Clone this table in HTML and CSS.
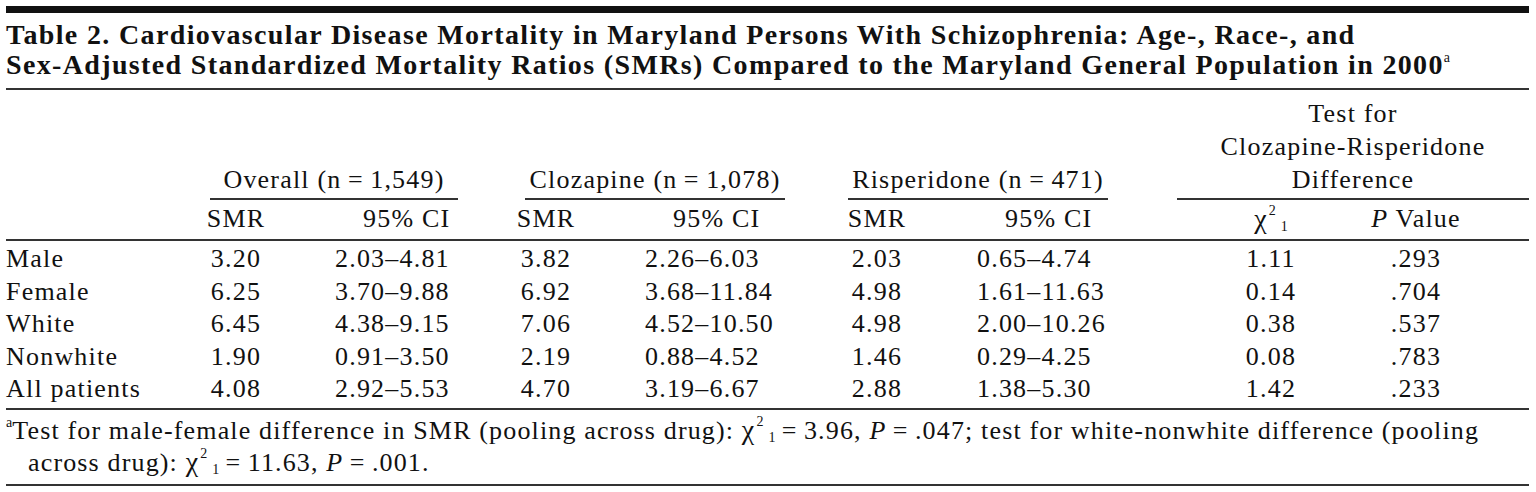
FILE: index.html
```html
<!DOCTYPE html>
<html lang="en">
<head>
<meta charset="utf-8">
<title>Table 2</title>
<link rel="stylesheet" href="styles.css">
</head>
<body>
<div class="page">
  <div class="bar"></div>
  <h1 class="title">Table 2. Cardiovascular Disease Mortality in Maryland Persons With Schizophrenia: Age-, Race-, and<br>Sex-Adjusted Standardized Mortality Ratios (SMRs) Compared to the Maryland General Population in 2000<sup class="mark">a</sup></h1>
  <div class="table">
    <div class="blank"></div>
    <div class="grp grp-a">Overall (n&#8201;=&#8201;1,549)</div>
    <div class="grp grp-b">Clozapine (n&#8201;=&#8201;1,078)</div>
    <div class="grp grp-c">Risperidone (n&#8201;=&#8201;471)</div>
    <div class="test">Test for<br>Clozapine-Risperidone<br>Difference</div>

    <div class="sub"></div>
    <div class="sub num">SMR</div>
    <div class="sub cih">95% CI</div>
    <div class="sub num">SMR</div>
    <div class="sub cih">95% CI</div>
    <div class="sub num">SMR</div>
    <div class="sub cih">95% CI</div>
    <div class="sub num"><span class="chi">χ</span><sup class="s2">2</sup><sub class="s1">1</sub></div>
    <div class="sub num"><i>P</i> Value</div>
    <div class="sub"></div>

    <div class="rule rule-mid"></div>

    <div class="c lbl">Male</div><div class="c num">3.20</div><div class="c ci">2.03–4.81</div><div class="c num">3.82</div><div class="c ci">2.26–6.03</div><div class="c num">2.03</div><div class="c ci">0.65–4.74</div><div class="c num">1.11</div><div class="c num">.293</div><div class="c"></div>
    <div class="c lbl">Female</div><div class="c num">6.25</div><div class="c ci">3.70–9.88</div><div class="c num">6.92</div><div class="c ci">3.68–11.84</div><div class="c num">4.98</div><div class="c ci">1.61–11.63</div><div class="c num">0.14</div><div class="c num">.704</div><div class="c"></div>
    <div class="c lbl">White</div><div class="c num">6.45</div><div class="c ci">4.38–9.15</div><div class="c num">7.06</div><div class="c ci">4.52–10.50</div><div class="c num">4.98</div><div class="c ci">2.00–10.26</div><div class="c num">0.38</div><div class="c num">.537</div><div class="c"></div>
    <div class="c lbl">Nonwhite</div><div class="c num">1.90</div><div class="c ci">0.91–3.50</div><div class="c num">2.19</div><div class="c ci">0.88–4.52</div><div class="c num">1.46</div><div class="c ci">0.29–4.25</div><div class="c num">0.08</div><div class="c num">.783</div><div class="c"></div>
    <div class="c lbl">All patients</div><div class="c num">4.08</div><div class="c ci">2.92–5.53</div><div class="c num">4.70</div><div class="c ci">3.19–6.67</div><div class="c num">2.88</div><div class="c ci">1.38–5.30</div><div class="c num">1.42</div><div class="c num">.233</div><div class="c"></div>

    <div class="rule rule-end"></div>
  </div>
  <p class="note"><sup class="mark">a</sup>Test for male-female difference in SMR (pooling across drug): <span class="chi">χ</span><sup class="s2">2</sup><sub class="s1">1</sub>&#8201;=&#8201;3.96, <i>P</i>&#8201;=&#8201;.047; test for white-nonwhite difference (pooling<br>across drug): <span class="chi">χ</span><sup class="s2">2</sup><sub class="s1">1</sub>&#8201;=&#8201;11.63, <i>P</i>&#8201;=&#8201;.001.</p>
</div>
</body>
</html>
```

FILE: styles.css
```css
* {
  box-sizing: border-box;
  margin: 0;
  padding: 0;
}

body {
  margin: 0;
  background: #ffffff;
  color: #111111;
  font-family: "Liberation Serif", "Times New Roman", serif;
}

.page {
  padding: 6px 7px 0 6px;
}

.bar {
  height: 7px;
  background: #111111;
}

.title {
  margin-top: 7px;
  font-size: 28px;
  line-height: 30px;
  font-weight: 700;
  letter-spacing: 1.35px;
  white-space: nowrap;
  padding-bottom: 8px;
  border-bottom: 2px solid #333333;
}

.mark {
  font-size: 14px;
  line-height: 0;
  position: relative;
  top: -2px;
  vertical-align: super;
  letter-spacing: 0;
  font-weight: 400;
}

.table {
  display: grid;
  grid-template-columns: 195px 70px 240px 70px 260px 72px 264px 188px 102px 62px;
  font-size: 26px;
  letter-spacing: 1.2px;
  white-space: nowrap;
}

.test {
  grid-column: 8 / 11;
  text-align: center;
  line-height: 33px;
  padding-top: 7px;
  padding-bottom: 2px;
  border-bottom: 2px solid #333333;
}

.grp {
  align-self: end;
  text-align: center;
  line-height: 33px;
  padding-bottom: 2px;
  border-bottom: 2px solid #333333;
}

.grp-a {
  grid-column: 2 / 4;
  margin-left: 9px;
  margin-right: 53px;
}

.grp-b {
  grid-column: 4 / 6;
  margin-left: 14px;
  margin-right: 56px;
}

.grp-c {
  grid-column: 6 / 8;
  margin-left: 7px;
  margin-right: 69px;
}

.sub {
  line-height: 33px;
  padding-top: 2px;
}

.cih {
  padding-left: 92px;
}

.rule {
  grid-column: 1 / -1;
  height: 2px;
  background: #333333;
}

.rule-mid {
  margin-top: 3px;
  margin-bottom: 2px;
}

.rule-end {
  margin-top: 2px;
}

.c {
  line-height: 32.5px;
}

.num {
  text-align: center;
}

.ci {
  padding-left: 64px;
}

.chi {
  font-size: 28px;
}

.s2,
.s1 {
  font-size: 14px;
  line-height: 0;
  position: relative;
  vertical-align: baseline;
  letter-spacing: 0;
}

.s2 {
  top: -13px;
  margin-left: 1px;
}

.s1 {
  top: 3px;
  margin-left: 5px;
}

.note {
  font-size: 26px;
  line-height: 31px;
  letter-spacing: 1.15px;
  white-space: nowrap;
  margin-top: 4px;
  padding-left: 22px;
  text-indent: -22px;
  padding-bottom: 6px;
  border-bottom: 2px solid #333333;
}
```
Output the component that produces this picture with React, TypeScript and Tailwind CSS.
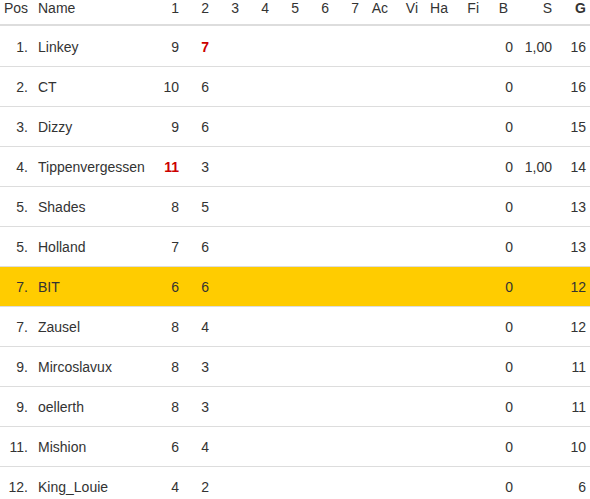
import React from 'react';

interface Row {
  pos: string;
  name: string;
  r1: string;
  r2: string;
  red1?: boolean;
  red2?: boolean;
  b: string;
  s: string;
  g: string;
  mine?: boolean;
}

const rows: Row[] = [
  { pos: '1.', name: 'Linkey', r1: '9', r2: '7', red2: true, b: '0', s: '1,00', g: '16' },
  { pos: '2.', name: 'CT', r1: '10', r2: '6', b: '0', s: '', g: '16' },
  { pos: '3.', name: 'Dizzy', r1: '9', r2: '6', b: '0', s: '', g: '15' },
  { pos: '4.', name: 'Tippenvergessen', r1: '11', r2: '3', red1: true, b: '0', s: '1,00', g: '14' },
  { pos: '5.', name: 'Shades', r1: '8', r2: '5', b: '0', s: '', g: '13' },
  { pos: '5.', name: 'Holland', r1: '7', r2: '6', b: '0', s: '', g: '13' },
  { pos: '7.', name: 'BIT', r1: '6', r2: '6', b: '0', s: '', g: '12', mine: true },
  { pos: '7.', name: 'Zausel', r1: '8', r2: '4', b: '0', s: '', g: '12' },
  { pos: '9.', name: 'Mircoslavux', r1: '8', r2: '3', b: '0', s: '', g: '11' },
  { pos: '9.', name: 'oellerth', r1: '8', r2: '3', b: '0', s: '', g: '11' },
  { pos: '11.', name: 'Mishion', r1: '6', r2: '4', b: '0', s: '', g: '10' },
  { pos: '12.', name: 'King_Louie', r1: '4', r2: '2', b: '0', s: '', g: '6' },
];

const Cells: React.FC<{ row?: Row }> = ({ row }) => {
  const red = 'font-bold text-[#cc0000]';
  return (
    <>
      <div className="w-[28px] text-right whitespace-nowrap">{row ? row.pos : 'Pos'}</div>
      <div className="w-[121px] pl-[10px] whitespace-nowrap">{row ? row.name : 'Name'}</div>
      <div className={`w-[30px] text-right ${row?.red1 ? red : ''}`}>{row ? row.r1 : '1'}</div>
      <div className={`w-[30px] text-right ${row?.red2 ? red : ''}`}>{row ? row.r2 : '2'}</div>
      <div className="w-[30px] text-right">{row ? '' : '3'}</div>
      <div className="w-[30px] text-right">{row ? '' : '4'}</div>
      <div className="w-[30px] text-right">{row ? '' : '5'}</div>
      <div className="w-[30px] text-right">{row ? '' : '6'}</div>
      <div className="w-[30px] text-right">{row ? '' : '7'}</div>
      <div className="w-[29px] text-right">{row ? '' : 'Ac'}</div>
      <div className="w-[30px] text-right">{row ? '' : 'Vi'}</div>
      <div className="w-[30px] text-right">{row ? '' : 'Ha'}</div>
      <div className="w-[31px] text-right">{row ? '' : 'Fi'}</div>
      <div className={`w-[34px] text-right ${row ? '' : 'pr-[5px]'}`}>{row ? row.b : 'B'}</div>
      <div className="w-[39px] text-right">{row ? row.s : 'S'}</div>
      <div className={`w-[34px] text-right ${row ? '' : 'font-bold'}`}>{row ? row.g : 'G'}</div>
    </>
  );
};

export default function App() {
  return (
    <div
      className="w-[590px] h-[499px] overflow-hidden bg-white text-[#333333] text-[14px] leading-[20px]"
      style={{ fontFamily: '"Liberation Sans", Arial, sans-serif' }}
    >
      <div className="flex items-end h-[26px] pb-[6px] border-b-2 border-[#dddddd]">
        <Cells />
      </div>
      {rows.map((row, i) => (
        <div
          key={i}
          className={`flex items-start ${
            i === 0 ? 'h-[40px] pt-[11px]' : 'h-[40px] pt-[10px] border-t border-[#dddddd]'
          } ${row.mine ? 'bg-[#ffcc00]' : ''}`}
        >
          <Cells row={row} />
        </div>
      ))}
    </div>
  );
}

- - - - -

WRITTEN PROBLEM>
Return each full line of the entries that contains the word "React".

SOLUTION TO THE EXERCISE>
Output the component that produces this picture with React, TypeScript and Tailwind CSS.
import React from 'react';
const Cells: React.FC<{ row?: Row }> = ({ row }) => {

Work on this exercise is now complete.